[begin ITEMS]

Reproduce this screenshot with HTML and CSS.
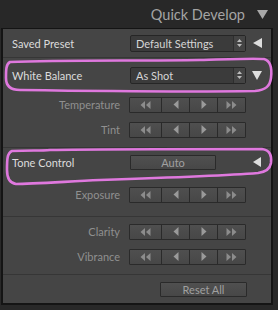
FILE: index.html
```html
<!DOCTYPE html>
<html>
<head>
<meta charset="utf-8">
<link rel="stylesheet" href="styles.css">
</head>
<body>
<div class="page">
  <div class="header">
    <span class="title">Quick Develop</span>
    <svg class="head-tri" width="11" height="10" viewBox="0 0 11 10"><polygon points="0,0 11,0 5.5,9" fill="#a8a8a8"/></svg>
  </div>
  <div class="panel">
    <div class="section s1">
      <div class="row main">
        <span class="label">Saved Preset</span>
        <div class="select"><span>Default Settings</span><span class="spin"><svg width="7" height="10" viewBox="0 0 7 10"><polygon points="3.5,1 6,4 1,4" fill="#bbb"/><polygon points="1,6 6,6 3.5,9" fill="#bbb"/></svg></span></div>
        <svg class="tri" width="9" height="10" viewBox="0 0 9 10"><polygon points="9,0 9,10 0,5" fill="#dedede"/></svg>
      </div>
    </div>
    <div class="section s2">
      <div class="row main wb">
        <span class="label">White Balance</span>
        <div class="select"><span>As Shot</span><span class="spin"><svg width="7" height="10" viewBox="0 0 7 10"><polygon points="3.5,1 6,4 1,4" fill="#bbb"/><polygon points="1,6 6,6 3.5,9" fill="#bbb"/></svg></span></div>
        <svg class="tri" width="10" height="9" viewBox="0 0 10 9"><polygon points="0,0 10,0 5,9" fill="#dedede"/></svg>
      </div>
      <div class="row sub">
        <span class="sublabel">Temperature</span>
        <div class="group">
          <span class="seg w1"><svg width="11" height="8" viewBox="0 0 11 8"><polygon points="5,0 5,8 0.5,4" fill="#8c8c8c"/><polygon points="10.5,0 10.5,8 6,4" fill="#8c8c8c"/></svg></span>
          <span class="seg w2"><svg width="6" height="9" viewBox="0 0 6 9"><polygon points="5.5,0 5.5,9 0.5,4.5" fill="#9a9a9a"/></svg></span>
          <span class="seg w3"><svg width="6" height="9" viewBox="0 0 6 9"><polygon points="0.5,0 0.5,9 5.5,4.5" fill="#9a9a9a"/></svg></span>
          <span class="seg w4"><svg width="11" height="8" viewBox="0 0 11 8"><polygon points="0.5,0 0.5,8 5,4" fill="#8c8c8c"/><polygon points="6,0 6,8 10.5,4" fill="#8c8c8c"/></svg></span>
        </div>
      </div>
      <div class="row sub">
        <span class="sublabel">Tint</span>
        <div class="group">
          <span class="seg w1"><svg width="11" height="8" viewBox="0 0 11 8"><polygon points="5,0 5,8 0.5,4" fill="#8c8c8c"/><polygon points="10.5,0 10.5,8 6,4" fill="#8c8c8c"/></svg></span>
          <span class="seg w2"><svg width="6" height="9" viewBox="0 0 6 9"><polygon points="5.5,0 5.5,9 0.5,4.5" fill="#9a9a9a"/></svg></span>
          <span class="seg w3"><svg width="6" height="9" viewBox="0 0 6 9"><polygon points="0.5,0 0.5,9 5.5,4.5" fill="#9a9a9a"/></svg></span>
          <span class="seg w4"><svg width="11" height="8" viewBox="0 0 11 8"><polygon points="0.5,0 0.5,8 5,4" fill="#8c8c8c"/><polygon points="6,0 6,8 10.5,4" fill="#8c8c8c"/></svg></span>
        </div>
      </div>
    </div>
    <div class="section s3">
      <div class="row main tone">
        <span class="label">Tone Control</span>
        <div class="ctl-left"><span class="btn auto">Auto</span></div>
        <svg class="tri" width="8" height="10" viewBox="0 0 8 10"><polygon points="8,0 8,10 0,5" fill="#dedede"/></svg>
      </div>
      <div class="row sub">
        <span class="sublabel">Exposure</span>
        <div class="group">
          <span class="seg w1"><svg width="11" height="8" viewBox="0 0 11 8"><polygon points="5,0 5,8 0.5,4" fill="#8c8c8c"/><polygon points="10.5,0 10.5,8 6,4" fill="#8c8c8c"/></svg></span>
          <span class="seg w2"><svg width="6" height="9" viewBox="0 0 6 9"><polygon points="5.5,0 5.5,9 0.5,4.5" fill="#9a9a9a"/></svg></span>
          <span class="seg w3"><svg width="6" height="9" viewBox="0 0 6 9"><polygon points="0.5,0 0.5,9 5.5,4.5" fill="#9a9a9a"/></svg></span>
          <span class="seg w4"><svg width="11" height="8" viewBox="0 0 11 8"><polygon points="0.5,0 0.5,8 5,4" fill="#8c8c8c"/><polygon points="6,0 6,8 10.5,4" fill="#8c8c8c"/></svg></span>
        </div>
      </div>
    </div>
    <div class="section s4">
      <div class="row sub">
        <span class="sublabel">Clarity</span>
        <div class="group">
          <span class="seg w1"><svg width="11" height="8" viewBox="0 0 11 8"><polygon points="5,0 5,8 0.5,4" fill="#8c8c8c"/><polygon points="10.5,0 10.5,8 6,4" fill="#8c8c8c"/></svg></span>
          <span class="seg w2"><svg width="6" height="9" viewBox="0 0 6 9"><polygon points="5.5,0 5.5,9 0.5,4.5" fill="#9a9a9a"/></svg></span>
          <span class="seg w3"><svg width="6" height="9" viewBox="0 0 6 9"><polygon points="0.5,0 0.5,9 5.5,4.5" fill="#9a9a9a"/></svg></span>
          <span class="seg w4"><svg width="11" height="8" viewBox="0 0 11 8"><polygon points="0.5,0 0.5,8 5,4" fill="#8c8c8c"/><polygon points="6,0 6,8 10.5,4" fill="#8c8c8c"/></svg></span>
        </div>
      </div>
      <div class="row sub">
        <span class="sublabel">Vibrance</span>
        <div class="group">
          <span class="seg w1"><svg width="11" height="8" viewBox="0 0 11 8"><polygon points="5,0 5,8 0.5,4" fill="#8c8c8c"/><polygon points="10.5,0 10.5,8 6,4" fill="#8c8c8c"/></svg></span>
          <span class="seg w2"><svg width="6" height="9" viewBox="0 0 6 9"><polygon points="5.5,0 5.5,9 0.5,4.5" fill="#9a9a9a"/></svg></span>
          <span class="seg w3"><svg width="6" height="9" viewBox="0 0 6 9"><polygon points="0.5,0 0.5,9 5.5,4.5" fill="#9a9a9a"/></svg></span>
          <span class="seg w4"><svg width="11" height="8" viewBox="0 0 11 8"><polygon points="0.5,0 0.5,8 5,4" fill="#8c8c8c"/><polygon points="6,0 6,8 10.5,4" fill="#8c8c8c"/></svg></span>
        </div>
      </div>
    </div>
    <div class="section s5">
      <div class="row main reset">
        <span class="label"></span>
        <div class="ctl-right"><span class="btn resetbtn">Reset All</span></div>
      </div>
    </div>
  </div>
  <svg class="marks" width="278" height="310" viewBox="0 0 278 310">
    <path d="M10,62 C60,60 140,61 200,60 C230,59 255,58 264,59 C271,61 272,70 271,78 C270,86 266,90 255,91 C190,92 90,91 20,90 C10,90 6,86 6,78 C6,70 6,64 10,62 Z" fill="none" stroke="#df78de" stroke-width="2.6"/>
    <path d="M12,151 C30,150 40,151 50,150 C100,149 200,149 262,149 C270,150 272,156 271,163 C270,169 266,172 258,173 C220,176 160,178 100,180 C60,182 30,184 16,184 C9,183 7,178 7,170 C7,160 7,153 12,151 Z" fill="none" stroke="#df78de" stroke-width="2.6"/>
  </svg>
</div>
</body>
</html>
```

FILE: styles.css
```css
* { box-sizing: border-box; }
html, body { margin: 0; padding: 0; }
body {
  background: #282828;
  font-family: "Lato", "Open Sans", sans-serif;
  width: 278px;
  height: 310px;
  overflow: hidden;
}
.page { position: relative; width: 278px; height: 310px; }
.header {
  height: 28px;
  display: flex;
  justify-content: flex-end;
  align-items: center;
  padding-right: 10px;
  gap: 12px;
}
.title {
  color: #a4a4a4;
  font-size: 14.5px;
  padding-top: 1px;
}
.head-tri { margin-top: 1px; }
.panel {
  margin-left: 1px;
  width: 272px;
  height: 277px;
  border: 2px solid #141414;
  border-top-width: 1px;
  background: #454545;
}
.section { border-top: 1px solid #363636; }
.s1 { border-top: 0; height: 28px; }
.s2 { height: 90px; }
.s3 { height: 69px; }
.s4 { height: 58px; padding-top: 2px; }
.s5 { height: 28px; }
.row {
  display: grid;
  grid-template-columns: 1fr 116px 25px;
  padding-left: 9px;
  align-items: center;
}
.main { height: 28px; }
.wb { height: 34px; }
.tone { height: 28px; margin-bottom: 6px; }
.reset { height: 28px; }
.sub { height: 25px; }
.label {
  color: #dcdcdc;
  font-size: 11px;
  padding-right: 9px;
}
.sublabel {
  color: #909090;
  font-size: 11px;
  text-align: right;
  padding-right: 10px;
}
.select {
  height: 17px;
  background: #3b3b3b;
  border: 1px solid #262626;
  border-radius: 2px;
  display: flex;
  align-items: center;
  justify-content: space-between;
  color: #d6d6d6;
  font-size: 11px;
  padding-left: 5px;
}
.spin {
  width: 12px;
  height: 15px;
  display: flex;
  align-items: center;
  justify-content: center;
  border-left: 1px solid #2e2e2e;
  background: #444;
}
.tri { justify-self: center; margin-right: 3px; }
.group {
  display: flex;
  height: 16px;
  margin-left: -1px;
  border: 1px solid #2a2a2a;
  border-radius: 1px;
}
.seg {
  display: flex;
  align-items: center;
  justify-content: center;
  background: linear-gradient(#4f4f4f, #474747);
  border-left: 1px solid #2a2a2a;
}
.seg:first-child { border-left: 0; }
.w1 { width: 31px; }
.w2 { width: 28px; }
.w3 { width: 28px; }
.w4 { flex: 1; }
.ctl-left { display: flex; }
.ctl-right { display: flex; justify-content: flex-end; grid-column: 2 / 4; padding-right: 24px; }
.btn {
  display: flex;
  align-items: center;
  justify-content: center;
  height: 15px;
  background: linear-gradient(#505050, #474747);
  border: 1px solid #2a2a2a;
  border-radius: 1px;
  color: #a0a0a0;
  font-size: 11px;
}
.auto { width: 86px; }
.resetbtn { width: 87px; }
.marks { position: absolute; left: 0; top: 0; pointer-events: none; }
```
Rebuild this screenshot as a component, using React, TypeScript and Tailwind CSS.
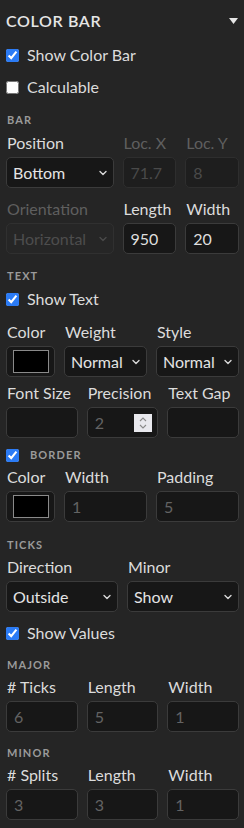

[end ITEMS]

PROBLEM DESCRIPTION:
Every line of the records that includes the word "this" should be gathered.

RESULT OF THE TASK:
Reproduce this screenshot with HTML and CSS.
Rebuild this screenshot as a component, using React, TypeScript and Tailwind CSS.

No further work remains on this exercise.